The new NHS Long Term Plan, published in January, builds on the Green Paper’s proposals, with a promise that funding for children and young people’s mental health services will grow faster than both overall NHS funding and total mental health spending. The new regional mental health support teams will be supervised by NHS staff, and the teams will receive special training around supporting young people more likely to face mental health issues.

The Long Term Plan also promises a greater focus on prevention and early intervention, including better information sharing, and the use of digital interventions to minimise the need for acute mental health services. The Boxall Profile, our unique online assessment tool enabling teachers to develop a precise and accurate understanding of individual children’s social and emotional competencies, could be a cornerstone of this digital prevention strategy.

In Wales, the Government has committed to a whole-school approach to mental health wellbeing, with a Joint Ministerial Task Force working to ensure its implementation.

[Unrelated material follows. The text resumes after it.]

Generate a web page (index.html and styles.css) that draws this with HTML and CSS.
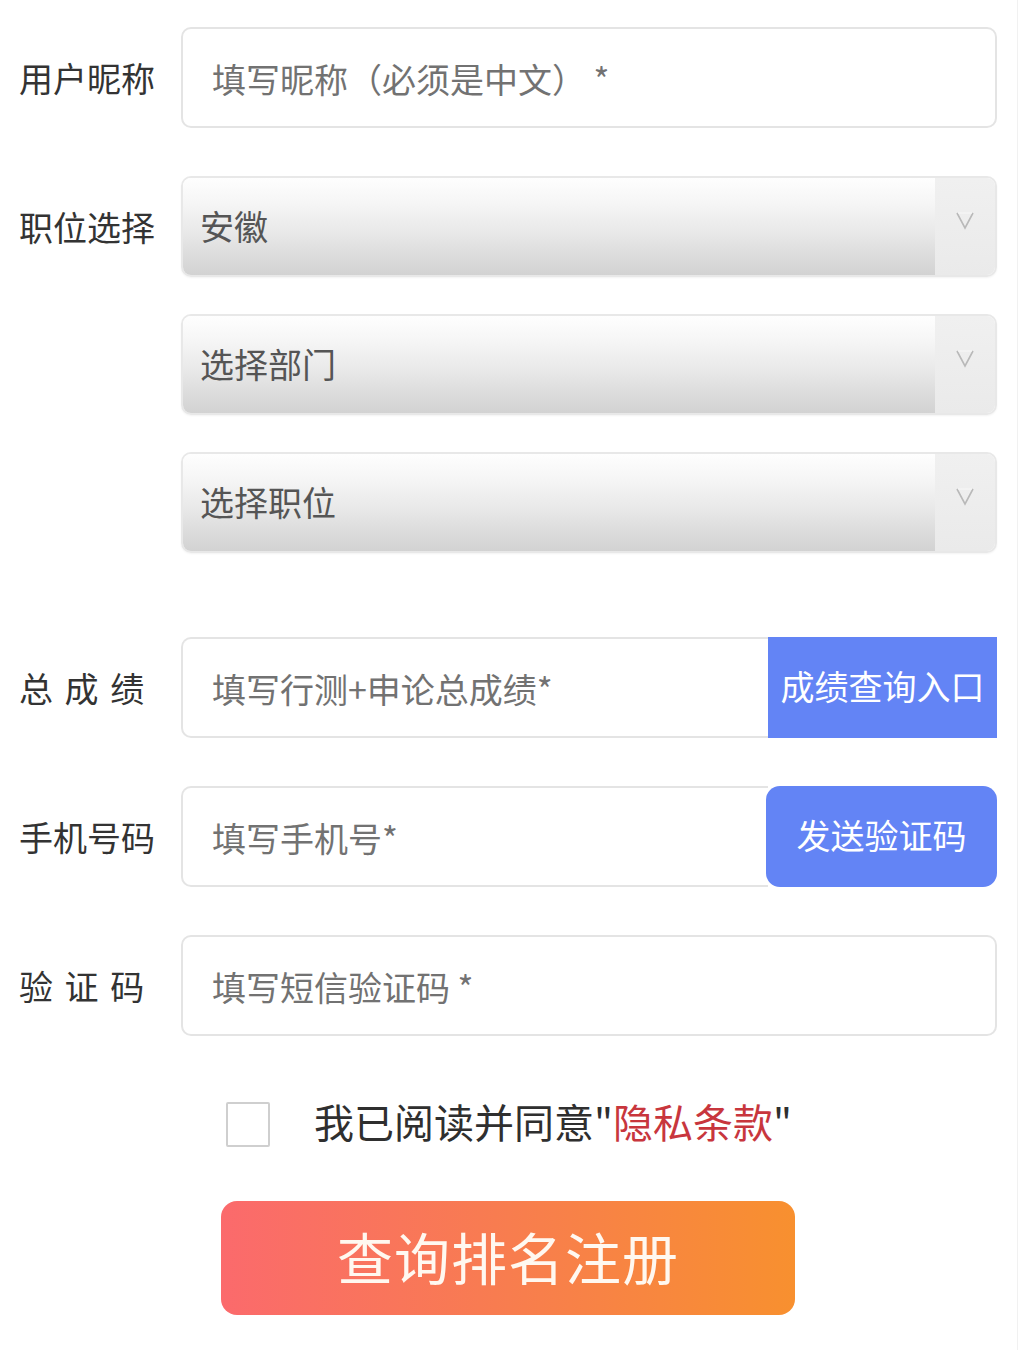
FILE: index.html
```html
<!DOCTYPE html>
<html>
	<head>
		<meta charset="utf-8">
		<meta name="viewport" content="initial-scale=1, user-scalable=0">
		<title>查询排名注册</title>
		<link rel="stylesheet" href="styles.css">
	</head>
	<body>
		<div class="page">
			<div class="form">
				<div class="row">
					<label class="label">用户昵称</label>
					<div class="field">
						<input class="text" type="text" placeholder="填写昵称（必须是中文） *">
					</div>
				</div>

				<div class="row">
					<label class="label">职位选择</label>
					<div class="select">
						<span class="value">安徽</span>
						<span class="arrow"><svg width="20" height="22" viewBox="0 0 20 22"><polyline points="2,4 10,19 18,4" fill="none" stroke="#b9b9b9" stroke-width="1.6"/><line x1="3" y1="4" x2="17" y2="4" stroke="#f7f7f7" stroke-width="1.2"/></svg></span>
					</div>
				</div>

				<div class="row sub">
					<label class="label"></label>
					<div class="select">
						<span class="value">选择部门</span>
						<span class="arrow"><svg width="20" height="22" viewBox="0 0 20 22"><polyline points="2,4 10,19 18,4" fill="none" stroke="#b9b9b9" stroke-width="1.6"/><line x1="3" y1="4" x2="17" y2="4" stroke="#f7f7f7" stroke-width="1.2"/></svg></span>
					</div>
				</div>

				<div class="row sub">
					<label class="label"></label>
					<div class="select">
						<span class="value">选择职位</span>
						<span class="arrow"><svg width="20" height="22" viewBox="0 0 20 22"><polyline points="2,4 10,19 18,4" fill="none" stroke="#b9b9b9" stroke-width="1.6"/><line x1="3" y1="4" x2="17" y2="4" stroke="#f7f7f7" stroke-width="1.2"/></svg></span>
					</div>
				</div>

				<div class="row sep">
					<label class="label spaced">总 成 绩</label>
					<div class="field joined">
						<input class="text" type="text" placeholder="填写行测+申论总成绩*">
						<a class="btn square">成绩查询入口</a>
					</div>
				</div>

				<div class="row">
					<label class="label">手机号码</label>
					<div class="field joined">
						<input class="text" type="text" placeholder="填写手机号*">
						<a class="btn round">发送验证码</a>
					</div>
				</div>

				<div class="row">
					<label class="label spaced">验 证 码</label>
					<div class="field">
						<input class="text" type="text" placeholder="填写短信验证码 *">
					</div>
				</div>
			</div>

			<div class="agree">
				<span class="check"></span>
				<p>我已阅读并同意"<span class="red">隐私条款</span>"</p>
			</div>

			<button class="submit">查询排名注册</button>
		</div>
	</body>
</html>
```

FILE: styles.css
```css
body, html{
	margin: 0;
	background-color: #ffffff;
}
.page{
	font-family: "Noto Sans CJK SC", "Noto Sans", sans-serif;
	width: 1018px;
	min-height: 1350px;
	border-right: 1px solid #f1f1f1;
	box-sizing: border-box;
	padding-top: 27px;
}
.form{
	display: flex;
	flex-direction: column;
}
.row{
	display: flex;
	align-items: center;
	height: 101px;
	margin-top: 48px;
}
.row:first-child{
	margin-top: 0;
}
.row.sub{
	margin-top: 37px;
}
.row.sep{
	margin-top: 84px;
}
.label{
	width: 162px;
	padding-left: 19px;
	font-size: 34px;
	color: #333333;
	white-space: nowrap;
}
.label.spaced{
	letter-spacing: 2px;
}

/* text inputs */
.field{
	display: flex;
	width: 816px;
	height: 101px;
}
.text{
	flex: 1;
	min-width: 0;
	box-sizing: border-box;
	height: 100%;
	border: 2px solid #e4e4e4;
	border-radius: 10px;
	padding: 2px 0 0 29px;
	font-family: inherit;
	font-size: 34px;
	color: #333;
	background: #fff;
	outline: none;
}
.text::placeholder{
	color: #727272;
}
.joined .text{
	border-radius: 10px 0 0 10px;
	border-right: none;
}
.btn{
	display: flex;
	align-items: center;
	justify-content: center;
	width: 229px;
	height: 100%;
	background-color: #6384f5;
	color: #ffffff;
	font-size: 34px;
	padding-bottom: 4px;
	box-sizing: border-box;
}
.btn.round{
	border-radius: 14px;
	margin-left: -2px;
	width: 231px;
}

/* selects */
.select{
	display: flex;
	width: 816px;
	height: 101px;
	box-sizing: border-box;
	border: 2px solid #e8e8e8;
	border-radius: 10px;
	overflow: hidden;
	box-shadow: 0 1px 2px rgba(0,0,0,0.05);
}
.value{
	flex: 1;
	display: flex;
	align-items: center;
	padding-left: 17px;
	padding-bottom: 2px;
	font-size: 34px;
	color: #555555;
	background: linear-gradient(#fefefe 0%, #f6f6f6 25%, #e9e9e9 55%, #dcdcdc 80%, #d2d2d2 100%);
}
.arrow{
	width: 60px;
	display: flex;
	justify-content: center;
	padding-top: 31px;
	box-sizing: border-box;
	background: linear-gradient(#f0f0f0, #eaeaea);
}

/* agreement */
.agree{
	display: flex;
	align-items: center;
	margin-top: 59px;
	padding-left: 226px;
}
.check{
	width: 44px;
	height: 45px;
	box-sizing: border-box;
	border: 2px solid #cfcfcf;
	border-radius: 2px;
}
.agree p{
	margin: 0 0 6px 44px;
	font-size: 40px;
	line-height: 1.3;
	color: #2f2f2f;
}
.red{
	color: #c8363d;
}

.submit{
	display: block;
	margin: 48px 0 0 221px;
	width: 574px;
	height: 114px;
	border: none;
	border-radius: 16px;
	background: linear-gradient(90deg, #fb6a6c 0%, #f87b52 45%, #f8902f 100%);
	color: #fff8f0;
	font-family: inherit;
	font-size: 56px;
	letter-spacing: 1px;
	padding-bottom: 6px;
}
```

The shift to an emphasis on mental health and wellbeing at all levels of a school environment will create many new opportunities to support children with social, emotional, and behavioural difficulties.

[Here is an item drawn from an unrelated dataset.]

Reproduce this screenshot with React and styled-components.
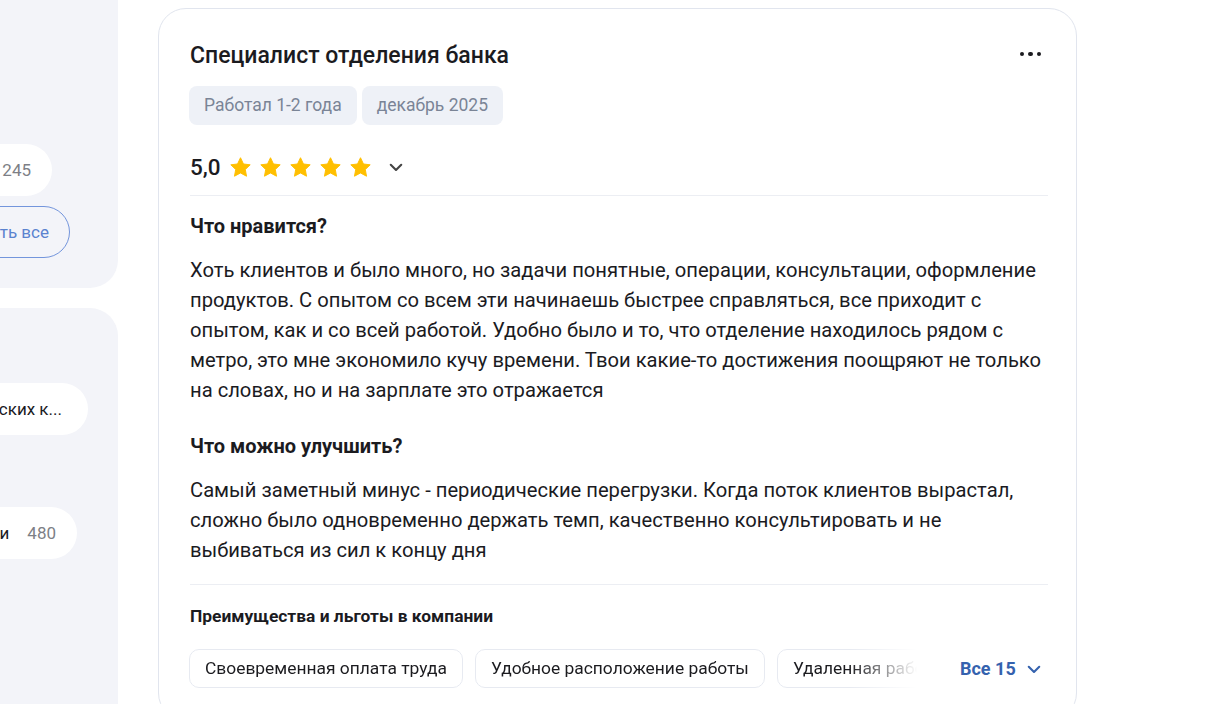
import React from "react";
import styled, { createGlobalStyle } from "styled-components";

const GlobalStyle = createGlobalStyle`
  html, body {
    margin: 0;
    padding: 0;
    background: #fff;
    overflow: hidden;
  }
  body {
    font-family: Roboto, "Noto Sans", Arial, sans-serif;
    color: #1b1b1f;
  }
`;

const tags = ["Работал 1-2 года", "декабрь 2025"];

const benefits = [
  "Своевременная оплата труда",
  "Удобное расположение работы",
  "Удаленная работа",
];

const Star = () => (
  <svg width="23" height="23" viewBox="0 0 24 24">
    <path
      d="M12 1.8l3.1 6.5 7 .9-5.1 4.9 1.3 7L12 17.7l-6.3 3.4 1.3-7L1.9 9.2l7-.9L12 1.8z"
      fill="#ffbf00"
      stroke="#ffbf00"
      strokeWidth="1"
      strokeLinejoin="round"
    />
  </svg>
);

const Chevron = ({ color = "#444", size = 14 }) => (
  <svg width={size} height={size} viewBox="0 0 24 24" fill="none">
    <path
      d="M5 9l7 7 7-7"
      stroke={color}
      strokeWidth="2.8"
      strokeLinecap="round"
      strokeLinejoin="round"
    />
  </svg>
);

const App = () => {
  return (
    <>
      <GlobalStyle />
      <Page>
        <Sidebar>
          <Panel $first>
            <SideRow $inset={66}>
              <Pill>
                Отзывы о работе в банке
                <Count>245</Count>
              </Pill>
            </SideRow>
            <SideRow $inset={48}>
              <OutlineButton>Показать все</OutlineButton>
            </SideRow>
          </Panel>
          <Panel $grow>
            <SideRow $inset={30}>
              <Pill>Специалист банковских к...</Pill>
            </SideRow>
            <SideRow $inset={41} $gapTop={72}>
              <Pill>
                Работа в отделении
                <Count>480</Count>
              </Pill>
            </SideRow>
          </Panel>
        </Sidebar>

        <Card>
          <TitleRow>
            <Title>Специалист отделения банка</Title>
            <MoreButton aria-label="Ещё">
              <Dot />
              <Dot />
              <Dot />
            </MoreButton>
          </TitleRow>

          <Tags>
            {tags.map((t) => (
              <Tag key={t}>{t}</Tag>
            ))}
          </Tags>

          <RatingRow>
            <Score>5,0</Score>
            <Stars>
              {[0, 1, 2, 3, 4].map((i) => (
                <Star key={i} />
              ))}
            </Stars>
            <ChevronWrap>
              <Chevron size={18} />
            </ChevronWrap>
          </RatingRow>

          <Divider />

          <SectionTitle>Что нравится?</SectionTitle>
          <Body>
            Хоть клиентов и было много, но задачи понятные, операции, консультации, оформление
            продуктов. С опытом со всем эти начинаешь быстрее справляться, все приходит с
            опытом, как и со всей работой. Удобно было и то, что отделение находилось рядом с
            метро, это мне экономило кучу времени. Твои какие-то достижения поощряют не только
            на словах, но и на зарплате это отражается
          </Body>

          <SectionTitle $spaced>Что можно улучшить?</SectionTitle>
          <Body>
            Самый заметный минус - периодические перегрузки. Когда поток клиентов вырастал,
            сложно было одновременно держать темп, качественно консультировать и не
            выбиваться из сил к концу дня
          </Body>

          <Divider $bottom />

          <BenefitsTitle>Преимущества и льготы в компании</BenefitsTitle>
          <BenefitsRow>
            <Chips>
              {benefits.map((b) => (
                <Chip key={b}>{b}</Chip>
              ))}
            </Chips>
            <AllButton>
              Все 15
              <Chevron color="#3562ae" size={18} />
            </AllButton>
          </BenefitsRow>
        </Card>
      </Page>
    </>
  );
};

const Page = styled.div`
  display: flex;
  gap: 40px;
  align-items: stretch;
  min-height: 704px;
`;

const Sidebar = styled.div`
  width: 118px;
  flex-shrink: 0;
  display: flex;
  flex-direction: column;
  gap: 20px;
  overflow: hidden;
`;

const Panel = styled.div`
  background: #f3f4f9;
  display: flex;
  flex-direction: column;
  gap: 10px;
  padding: ${(p) => (p.$first ? "144px 0 30px" : "75px 0 0")};
  border-radius: ${(p) => (p.$first ? "0 0 28px 0" : "0 28px 0 0")};
  flex: ${(p) => (p.$grow ? 1 : "none")};
`;

const SideRow = styled.div`
  display: flex;
  justify-content: flex-end;
  padding-right: ${(p) => p.$inset}px;
  margin-top: ${(p) => (p.$gapTop ? p.$gapTop - 10 : 0)}px;
`;

const Pill = styled.div`
  flex-shrink: 0;
  height: 52px;
  display: flex;
  align-items: center;
  gap: 18px;
  padding: 0 26px 0 20px;
  border-radius: 26px;
  background: #fff;
  font-size: 17px;
  color: #1b1b1f;
  white-space: nowrap;
`;

const Count = styled.span`
  color: #7d7f86;
  margin-right: -5px;
`;

const OutlineButton = styled.div`
  flex-shrink: 0;
  height: 50px;
  display: flex;
  align-items: center;
  padding: 0 20px;
  border: 1px solid #7395dc;
  border-radius: 26px;
  font-size: 17px;
  color: #5a82cf;
  white-space: nowrap;
`;

const Card = styled.div`
  width: 919px;
  box-sizing: border-box;
  flex-shrink: 0;
  margin-top: 8px;
  align-self: flex-start;
  border: 1px solid #e1e5ee;
  border-radius: 28px;
  padding: 33px 30px 32px 30px;
  background: #fff;
`;

const TitleRow = styled.div`
  display: flex;
  align-items: center;
  justify-content: space-between;
  padding-left: 1px;
`;

const Title = styled.h2`
  margin: 0;
  font-size: 23px;
  line-height: 28px;
  font-weight: 500;
  color: #1b1b1f;
`;

const MoreButton = styled.div`
  display: flex;
  gap: 4px;
  margin-right: 5px;
  margin-top: -4px;
`;

const Dot = styled.span`
  width: 4.5px;
  height: 4.5px;
  border-radius: 50%;
  background: #1b1b1f;
`;

const Tags = styled.div`
  display: flex;
  gap: 5px;
  margin-top: 16px;
`;

const Tag = styled.span`
  height: 39px;
  line-height: 39px;
  padding: 0 15px;
  border-radius: 8px;
  background: #eef1f7;
  color: #7a8496;
  font-size: 17.5px;
`;

const RatingRow = styled.div`
  display: flex;
  align-items: center;
  height: 30px;
  margin-top: 27px;
  padding-left: 1px;
`;

const Score = styled.span`
  font-size: 22.5px;
  font-weight: 500;
  color: #1b1b1f;
  margin-right: 8px;
`;

const Stars = styled.div`
  display: flex;
  gap: 7px;
`;

const ChevronWrap = styled.span`
  display: flex;
  margin-left: 15px;
`;

const Divider = styled.div`
  height: 1px;
  background: #eceef3;
  margin: ${(p) => (p.$bottom ? "19px 0 0" : "13px 0 0")};
  margin-left: 1px;
  margin-right: -2px;
`;

const SectionTitle = styled.h3`
  margin: ${(p) => (p.$spaced ? "28px" : "17px")} 0 0 1px;
  font-size: 20px;
  line-height: 26px;
  font-weight: 700;
  color: #1b1b1f;
`;

const Body = styled.p`
  margin: 16px 0 0 1px;
  font-size: 20.2px;
  line-height: 30px;
  color: #1b1b1f;
`;

const BenefitsTitle = styled.h4`
  margin: 20px 0 0 1px;
  font-size: 17.4px;
  line-height: 22px;
  font-weight: 700;
  color: #1b1b1f;
`;

const BenefitsRow = styled.div`
  display: flex;
  align-items: center;
  margin-top: 22px;
`;

const Chips = styled.div`
  width: 728px;
  display: flex;
  gap: 12px;
  overflow: hidden;
  mask-image: linear-gradient(to right, #000 660px, transparent 728px);
`;

const Chip = styled.span`
  flex-shrink: 0;
  height: 37px;
  line-height: 37px;
  padding: 0 15px;
  border: 1px solid #e7eaf1;
  border-radius: 10px;
  font-size: 17.4px;
  color: #1b1b1f;
  white-space: nowrap;
`;

const AllButton = styled.div`
  display: flex;
  align-items: center;
  gap: 9px;
  margin-left: 43px;
  font-size: 18px;
  font-weight: 700;
  color: #3562ae;
`;

export default App;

To support this ambition, the Welsh Government has announced £7.1 million of new funding for children and young people’s mental health, to be spread across diverse interventions like youth services, early intervention, and in-school support. After our successful event in the Welsh Assembly last year, where Education Secretary Kirsty Williams expressed her wholehearted support for in-school nurturing interventions, I hope that the rest of 2019 will see the growth of nurture groups and nurturing schools across Wales.

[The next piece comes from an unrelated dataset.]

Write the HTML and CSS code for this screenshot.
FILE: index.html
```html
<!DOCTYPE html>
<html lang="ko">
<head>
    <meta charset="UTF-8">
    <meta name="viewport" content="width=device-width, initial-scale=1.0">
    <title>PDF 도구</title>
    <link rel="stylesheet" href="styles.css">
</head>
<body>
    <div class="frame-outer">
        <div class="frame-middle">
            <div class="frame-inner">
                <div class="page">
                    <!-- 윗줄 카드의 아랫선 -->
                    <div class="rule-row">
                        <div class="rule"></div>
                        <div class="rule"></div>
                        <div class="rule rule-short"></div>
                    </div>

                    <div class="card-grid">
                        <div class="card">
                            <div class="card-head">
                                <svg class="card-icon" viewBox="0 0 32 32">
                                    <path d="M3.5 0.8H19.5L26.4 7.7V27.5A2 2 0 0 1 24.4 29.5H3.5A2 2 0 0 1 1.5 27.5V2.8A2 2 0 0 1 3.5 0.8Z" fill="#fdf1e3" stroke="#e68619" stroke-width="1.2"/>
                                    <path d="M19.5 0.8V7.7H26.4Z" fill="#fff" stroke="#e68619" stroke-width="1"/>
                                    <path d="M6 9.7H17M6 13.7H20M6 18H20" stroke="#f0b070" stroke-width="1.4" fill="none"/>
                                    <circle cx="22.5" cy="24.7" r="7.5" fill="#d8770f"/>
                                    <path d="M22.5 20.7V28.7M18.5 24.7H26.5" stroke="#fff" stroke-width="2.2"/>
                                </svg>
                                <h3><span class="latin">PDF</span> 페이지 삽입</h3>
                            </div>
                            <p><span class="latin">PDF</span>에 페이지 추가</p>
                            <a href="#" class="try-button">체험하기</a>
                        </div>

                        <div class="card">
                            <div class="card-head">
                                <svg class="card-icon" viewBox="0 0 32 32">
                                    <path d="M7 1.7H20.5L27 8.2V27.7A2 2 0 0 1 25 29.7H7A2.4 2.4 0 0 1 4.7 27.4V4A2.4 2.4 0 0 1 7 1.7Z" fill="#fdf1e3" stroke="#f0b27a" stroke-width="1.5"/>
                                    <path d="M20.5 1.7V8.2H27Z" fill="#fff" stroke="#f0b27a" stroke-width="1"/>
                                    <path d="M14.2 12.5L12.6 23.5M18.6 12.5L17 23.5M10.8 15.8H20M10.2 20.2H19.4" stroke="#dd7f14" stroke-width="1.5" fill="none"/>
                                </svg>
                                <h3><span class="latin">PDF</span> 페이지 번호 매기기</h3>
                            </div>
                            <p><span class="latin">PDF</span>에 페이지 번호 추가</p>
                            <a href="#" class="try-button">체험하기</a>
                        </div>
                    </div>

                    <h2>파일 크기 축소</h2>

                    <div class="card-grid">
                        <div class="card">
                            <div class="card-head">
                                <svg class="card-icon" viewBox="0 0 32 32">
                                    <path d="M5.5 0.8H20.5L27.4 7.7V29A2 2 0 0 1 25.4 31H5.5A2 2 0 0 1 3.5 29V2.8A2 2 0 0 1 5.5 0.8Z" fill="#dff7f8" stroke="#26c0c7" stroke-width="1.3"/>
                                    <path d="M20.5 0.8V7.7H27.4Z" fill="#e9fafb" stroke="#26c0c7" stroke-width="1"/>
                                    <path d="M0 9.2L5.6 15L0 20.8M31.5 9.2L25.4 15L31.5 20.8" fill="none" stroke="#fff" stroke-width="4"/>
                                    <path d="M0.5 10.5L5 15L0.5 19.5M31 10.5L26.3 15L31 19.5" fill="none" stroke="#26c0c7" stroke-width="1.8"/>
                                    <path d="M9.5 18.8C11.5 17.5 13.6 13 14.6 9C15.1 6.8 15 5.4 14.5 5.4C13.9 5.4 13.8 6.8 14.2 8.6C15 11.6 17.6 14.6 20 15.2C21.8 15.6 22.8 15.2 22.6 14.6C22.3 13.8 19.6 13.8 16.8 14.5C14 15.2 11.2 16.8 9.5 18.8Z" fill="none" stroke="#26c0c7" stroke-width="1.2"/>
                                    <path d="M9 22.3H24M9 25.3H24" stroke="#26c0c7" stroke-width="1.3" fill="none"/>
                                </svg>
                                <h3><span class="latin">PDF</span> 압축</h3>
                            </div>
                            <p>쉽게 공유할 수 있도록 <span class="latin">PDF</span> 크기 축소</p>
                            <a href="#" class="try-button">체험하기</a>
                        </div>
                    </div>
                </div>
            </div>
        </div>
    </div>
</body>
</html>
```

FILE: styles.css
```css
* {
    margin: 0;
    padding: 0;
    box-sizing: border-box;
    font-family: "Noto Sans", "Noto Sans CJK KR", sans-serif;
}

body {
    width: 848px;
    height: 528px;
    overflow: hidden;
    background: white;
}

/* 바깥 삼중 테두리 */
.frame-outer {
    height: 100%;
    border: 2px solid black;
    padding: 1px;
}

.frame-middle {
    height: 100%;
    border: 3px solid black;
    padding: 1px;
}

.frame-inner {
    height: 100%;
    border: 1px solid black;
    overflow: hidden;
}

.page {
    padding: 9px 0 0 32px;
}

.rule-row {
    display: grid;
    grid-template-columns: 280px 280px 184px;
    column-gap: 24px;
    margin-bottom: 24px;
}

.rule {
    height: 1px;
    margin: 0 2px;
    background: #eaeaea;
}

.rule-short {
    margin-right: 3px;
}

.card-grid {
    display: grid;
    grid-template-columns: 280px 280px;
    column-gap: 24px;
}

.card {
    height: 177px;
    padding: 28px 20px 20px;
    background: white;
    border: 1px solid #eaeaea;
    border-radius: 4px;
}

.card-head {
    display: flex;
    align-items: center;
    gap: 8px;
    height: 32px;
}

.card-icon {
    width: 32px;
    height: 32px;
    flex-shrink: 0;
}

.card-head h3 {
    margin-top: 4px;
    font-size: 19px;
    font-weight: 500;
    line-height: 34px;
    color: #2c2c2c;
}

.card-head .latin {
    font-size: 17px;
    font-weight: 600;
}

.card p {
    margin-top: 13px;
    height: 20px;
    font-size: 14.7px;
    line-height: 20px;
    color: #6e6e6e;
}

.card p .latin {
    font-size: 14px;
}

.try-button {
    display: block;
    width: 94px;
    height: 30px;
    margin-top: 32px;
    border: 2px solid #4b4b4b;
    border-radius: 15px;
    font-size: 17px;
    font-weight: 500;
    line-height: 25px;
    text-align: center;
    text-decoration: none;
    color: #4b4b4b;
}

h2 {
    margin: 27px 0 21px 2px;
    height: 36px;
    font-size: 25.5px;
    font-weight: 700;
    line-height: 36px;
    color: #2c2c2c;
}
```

These strategic shifts demonstrate a welcome and growing acceptance of whole-school approaches to mental health and wellbeing throughout the UK. At nurtureuk, we have always believed that a whole-school approach is crucial to enabling schools to improve educational outcomes for pupils while also supporting their long-term character development and emotional growth. I’m delighted to see a national commitment to this ethos.

However, all too often, strategies focus too much on service providers and schools, forgetting that the impact on children is what matters in the end. While services are always playing catch-up to deliver measured outcomes, and there are significant organisational challenges to embedding new approaches, these should always be seen as secondary to an ambitious vision for a more resilient cohort of young people. As our national conversation moves towards a deeper understanding of the complex needs of our young people and what works to support them, our methods and measurements for driving change should also shift to put children and their families at the centre of mental health policy.